In the Sea
By David Elliott, illustrated by Holly Meade
Published 2012 by Candlewick Press
Apparently, Elliott and Meade have written two other titles that are very similar to this one (I think I have seen one of the other ones before but haven't read it). This book gives simple poetry about various animals in the sea with colorful, evocative illustrations. I like the book and I think it will really appeal to kids but I wish there was some information at the end with facts about the animals shown throughout the book.
Jazz Age Josephine
By Jonah Winter, illustrated by Marjorie Priceman
Published 2012 by Atheneum Books for Young Readers
So, I'm not entirely sure why this book is classified as an easy picture book instead of a biography (at least at one of the libraries I work at). It tells the story of Josephine Baker, noted African-American Jazz Age performer. I didn't really enjoy this book. The text is written in this odd style where some lines or parts of lines are repeated and it just didn't work for me. Additionally, the illustrations are not my cup of tea either. I think this book will appeal to some kids, but I don't know if it will reach its audience by being kept with the picture books instead of the biographies.
All About Grandmas
By Roni Schotter, illustrated by Janice Nadeau
Published 2012 by Dial
This is a delightful little book celebrating the special-ness that is the grandmother and her relationship with the grandchild. At the front of the book, the author includes a list of names for grandmother in a variety of languages, which I think is a very cute idea. Through rhyming text, we learn all about what grandmothers do, what they look like, what they wear, and how we should treat them. I think this would be great in a storytime about families, or just a wonderful book to share with your grandchild.

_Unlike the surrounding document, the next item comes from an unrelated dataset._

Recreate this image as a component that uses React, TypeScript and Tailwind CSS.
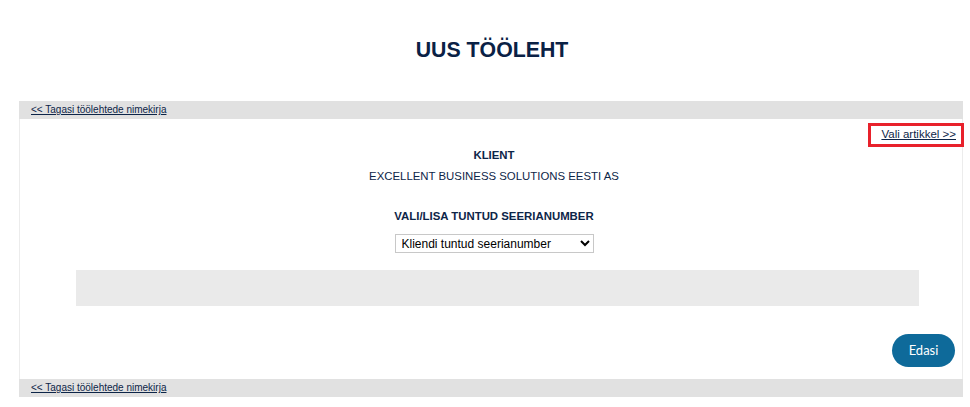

Question Boy Meets Little Miss Know-It-All
By Peter Catalanotto
Published 2012 by Atheneum/Richard Jackson Books
This is an interesting little book: Question Boy goes through his day, asking every superhero he meets (like Garbage Man and Oilman) questions. They are all so overwhelmed by his consistent questioning that they run away. But then, Question Boy meets his match - Little Miss Know-It-All. She spouts off facts in an endless stream before Question Boy can get a question in. How will their showdown end? I think this is a good book for parents of inquisitive preschoolers but I'm not sure if kids will really enjoy it. An interesting title.